After watching his team lose three in a row to England, Brian Lara seems to have been inspired to return to his old form. As I write he’s on 361 not out. Now the big question is whether I’ll be able to get any work done today while I see what happens next. The game can be followed here. (This story about Brian Lara and Matthew Hayden probably won’t appeal to everyone but I thought it was touching.)
Thanks Brian, he’s done it.
There’s still one more milestone to reach. If he reaches it in anything like as impressive style as he got the record it will be one of the best individual mornings in Test cricket for quite a while.
He’s done it - hope he gets to 400.
I suspect there wont be a result though. Will they try for 800?
Good to see that the Aussies don’t have all the records.
Have any of you subscribed to the web-based TV broadcast? Is it any good? The last thing I need is more distrction from work, but it would have been great to watch this.
I’m just happy that I identified that you guys were talking about cricket or something.
400!!!
Incredible. There are some complaints over on cricinfo that he was putting himself ahead of the team, but I don’t think that’s true. Australia for years did quite well under the policy of batting until the other side couldn’t hope to win and then watching them be unable to defend for 6 or 8 or, in this case, over 15 hours. But really, who’s going to remember the result of the 4th Test in a series already lost? This is a simply amazing feat and Lara deserves nothing but praise today.
$00 and declared at 751 for 5. Jeepers. Will England catch them?
I’m with Brian on this, but an added point. After your team has been roundly defeated in a test series (by England, no less) an achievement like Lara’s can hardly be bad for morale. Esp. given that Lara, if a good captain, had to wait till Jacobs reached 100 anyway. What’s another half hour or so? And the bowlers have absolute safety to bowl against.
AS Duncan says, i’m glad to note that the Aussie Team does not hold the record of every single milestone there is….
I, on the other hand, would be perfectly happy for Australians to hold all the records there are.

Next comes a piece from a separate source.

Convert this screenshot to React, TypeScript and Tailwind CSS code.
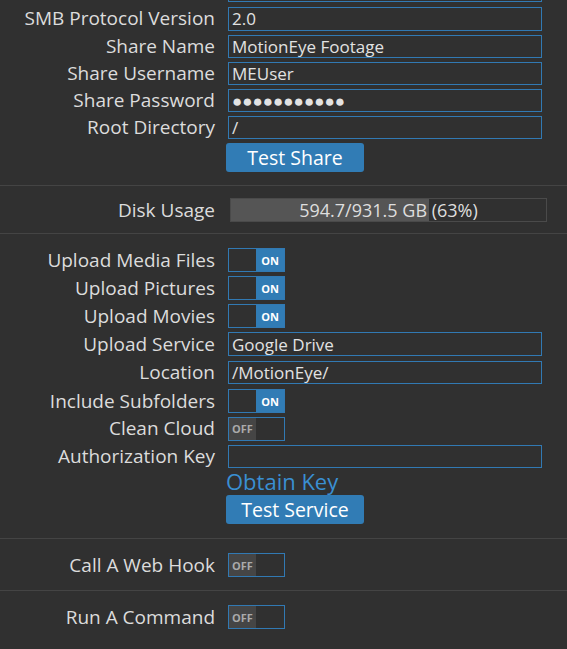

But if a non-Australian is to hold the record, I’m very glad it’s Brian Lara. On that note…
As well as being the founding member of the club of quadruple-centurions, Lara became the second member of the club of batsmen with two triple-centuries. The other member is some guy named Bradman.
Kudos to Brian, but to be honest, the WI team is so inconsistent nowadays (751/5 vs 47 a.o.), they might as well, all convert to basketball.
England 107 for 5 in reply.
Ouch - the Windies might even win this one.
You have no idea how closely cricket talk ressembles pure gibberish to the North American outsider.
I guess Antigua isn’t part of North America as it’s usually conceived, but I would have thought some parts of the Carribean (Barbados?) might be. Being an island off the mainland does not disqualify a land mass from being part of North America. The San Juans are clearly part of North America in the relevant sense, as is Manhattan. So to some people who might be North Americans this stuff will be front page news for days.
Of course from an Australian perspective all this talk about political debates between liberals and conservatives that floods the blogospherre is a little baffling. I thought liberals and conservatives were the wets and dries of the Liberal Party, and I’m left wondering where the Labor supporters are.
Cricket and baseball are closely related sports, yet devotees of one tend to find the other sport boring and incomprehensible. Similarly, those who appreciate football (real football — i.e., soccer) should be able to appreciate hockey (real hockey — i.e., played on ice) and vice versa. Baseball, for its part, is the U.S.A.’s finest gift to the world, just slightly above rock ‘n’ roll. Britain’s finest gifts would be, let’s see, football, cricket, and democracy, in that order, right?
Three of the 19 >300 scores have been scored this season, two if them being highest ever (Hayden, Sehwag, Lara). That’s quite a record, although two previous 300+ scores were in the same series (WI v PAK, 1957/58, when Sobers scored his record). This is really a golden time for batsmen, with 12 established batsmen averaging over 50 (Smith, Tendulkar, Hayden, Dravid, Ponting, Gilchrist, Sehwag, Kallis, Lara, Lehmann, Youhana and Inzamam, in that order). In addition, five newer players are averaging over 50 (Samaraweera, with 20 innings, Katich, Kamal, Hameed and Singh), and Gibbs and Rudoplh are on 49. Unsurprisingly, Australia lead the way, although India are not far behind, and with Gibbs and Rudolph bouncing around 50, South Africa may equal them.
Well, nobody’s going to beat Sir Garfield Sobers’s record of 36 runs in an over, at Glamorgan IIRC. Somebody could equal it.
“Well, nobody’s going to beat Sir Garfield Sobers’s record of 36 runs in an over. . . Somebody could equal it”
Ravi Shastri already equalled it. Actually, if the over included a no-ball, that delivery would have to be re-bowled, so you could hit another six. In theory I guess there’s no upper limit to the number of runs you can get off an over if the bowler keeps overstepping.